= Geri Winkler =

Austrian mountaineer

Geri Winkler 2016

Geri Winkler (born 13 April 1956 in Vienna, Austria) is an Austrian mountaineer, who was the first insulin-dependent diabetic to reach the summit of Mount Everest.

Since 1984, Winkler has taught mathematics, French, and German language in Vienna. In September 1984, he was diagnosed with diabetes mellitus type 1. In April 1987, he ran the Vienna marathon, marking the first time a diabetic patient had finished a marathon.

In the 1990s he ascended Popocatepetl in Mexico and Muztagh Ata (7546 m) in China. In the summer of 2001, he climbed Elbrus in Russia, the highest mountain in Europe. In the winter of 2002 and 2003, Winkler climbed Aconcagua in Argentina, the tallest mountain in South America.

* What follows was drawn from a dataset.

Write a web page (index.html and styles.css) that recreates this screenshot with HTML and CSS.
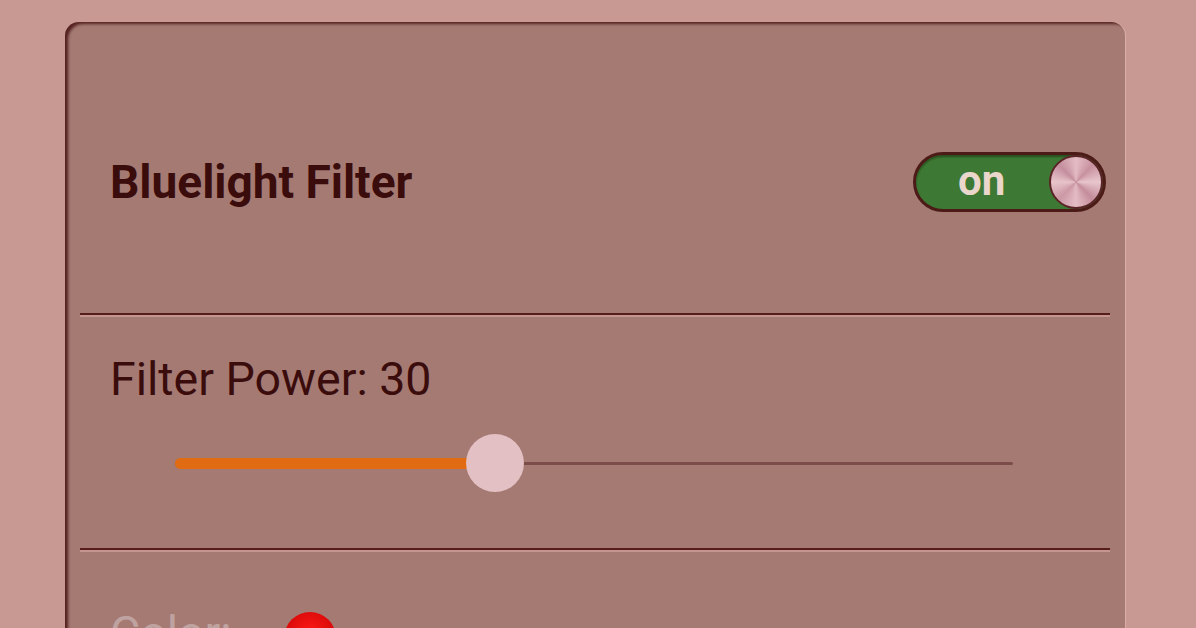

In late 2005, Winkler started a six-month tour of seven countries that started at the Dead Sea by bicycle and ended at Mount Everest. On 20 May 2006, Winkler became the first insulin-dependent diabetic to reach the top of Mount Everest.

==Summits==
Two examples
- On May 20, 2006, Geri Winkler is recorded to have summited Mount Everest
- On September 30, 2009 Geri Winkler is recorded to have summited Cho Oyu

== Publications ==
- Winkler G. (Ed.) Aufbruch in die Grenzenlosigkeit. Die Freiheit eines Diabetikerlebens. (German lang.). 2000. ISBN 3-9501240-0-4.
- Winkler G. Sieben Welten - Seven Summits. Mein Weg zu den höchsten Gipfeln aller Kontinente. (German lang.). Tyrolia-Verlag, Innsbruck and Wien 2011. ISBN 978-3-7022-3120-0.